- Your objective
Count how many lines hold the string "React". Give that number alone.

- Given information
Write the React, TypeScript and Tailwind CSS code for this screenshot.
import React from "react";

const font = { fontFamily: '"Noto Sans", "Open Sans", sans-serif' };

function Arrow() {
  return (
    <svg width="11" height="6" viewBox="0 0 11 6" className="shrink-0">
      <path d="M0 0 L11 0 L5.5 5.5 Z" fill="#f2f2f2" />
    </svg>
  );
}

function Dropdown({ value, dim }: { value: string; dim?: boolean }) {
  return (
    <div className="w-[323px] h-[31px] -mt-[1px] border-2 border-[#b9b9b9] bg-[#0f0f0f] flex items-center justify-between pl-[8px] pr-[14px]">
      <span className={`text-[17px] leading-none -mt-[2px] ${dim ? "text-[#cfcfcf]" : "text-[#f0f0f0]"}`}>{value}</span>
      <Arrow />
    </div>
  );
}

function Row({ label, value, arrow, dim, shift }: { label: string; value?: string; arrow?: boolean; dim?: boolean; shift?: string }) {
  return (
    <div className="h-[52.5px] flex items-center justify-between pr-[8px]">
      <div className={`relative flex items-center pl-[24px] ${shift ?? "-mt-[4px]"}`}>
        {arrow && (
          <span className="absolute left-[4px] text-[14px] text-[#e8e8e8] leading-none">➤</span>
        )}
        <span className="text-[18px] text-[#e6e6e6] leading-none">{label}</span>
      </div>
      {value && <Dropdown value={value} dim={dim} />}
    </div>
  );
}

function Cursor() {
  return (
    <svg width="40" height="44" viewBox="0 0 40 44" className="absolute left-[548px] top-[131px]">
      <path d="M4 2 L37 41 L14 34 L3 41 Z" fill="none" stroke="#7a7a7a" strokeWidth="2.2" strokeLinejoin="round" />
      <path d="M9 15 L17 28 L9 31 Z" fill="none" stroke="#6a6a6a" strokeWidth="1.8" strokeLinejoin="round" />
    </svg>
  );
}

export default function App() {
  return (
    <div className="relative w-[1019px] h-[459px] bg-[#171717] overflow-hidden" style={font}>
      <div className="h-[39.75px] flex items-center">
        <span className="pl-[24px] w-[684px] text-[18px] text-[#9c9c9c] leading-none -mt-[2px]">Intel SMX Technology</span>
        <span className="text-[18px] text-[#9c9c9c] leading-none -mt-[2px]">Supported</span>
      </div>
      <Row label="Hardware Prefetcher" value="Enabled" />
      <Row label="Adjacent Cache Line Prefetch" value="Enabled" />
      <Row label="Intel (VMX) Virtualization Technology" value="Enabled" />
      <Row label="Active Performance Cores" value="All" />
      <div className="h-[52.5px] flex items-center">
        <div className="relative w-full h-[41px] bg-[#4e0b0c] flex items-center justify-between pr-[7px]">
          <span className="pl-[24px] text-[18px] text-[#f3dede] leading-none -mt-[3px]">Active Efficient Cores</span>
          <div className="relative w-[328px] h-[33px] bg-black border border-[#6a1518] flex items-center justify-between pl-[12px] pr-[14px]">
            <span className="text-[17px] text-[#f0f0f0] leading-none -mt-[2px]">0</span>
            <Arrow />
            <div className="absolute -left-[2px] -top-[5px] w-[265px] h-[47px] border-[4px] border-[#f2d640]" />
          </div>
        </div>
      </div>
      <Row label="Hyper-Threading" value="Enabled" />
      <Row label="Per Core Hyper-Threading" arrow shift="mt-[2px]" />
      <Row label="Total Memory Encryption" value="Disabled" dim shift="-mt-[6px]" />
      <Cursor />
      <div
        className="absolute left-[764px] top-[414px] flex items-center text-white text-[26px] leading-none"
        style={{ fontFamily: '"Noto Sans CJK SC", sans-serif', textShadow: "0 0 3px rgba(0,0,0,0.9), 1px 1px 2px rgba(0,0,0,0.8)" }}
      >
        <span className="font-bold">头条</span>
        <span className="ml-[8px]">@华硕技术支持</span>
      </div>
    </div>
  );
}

- Answer
2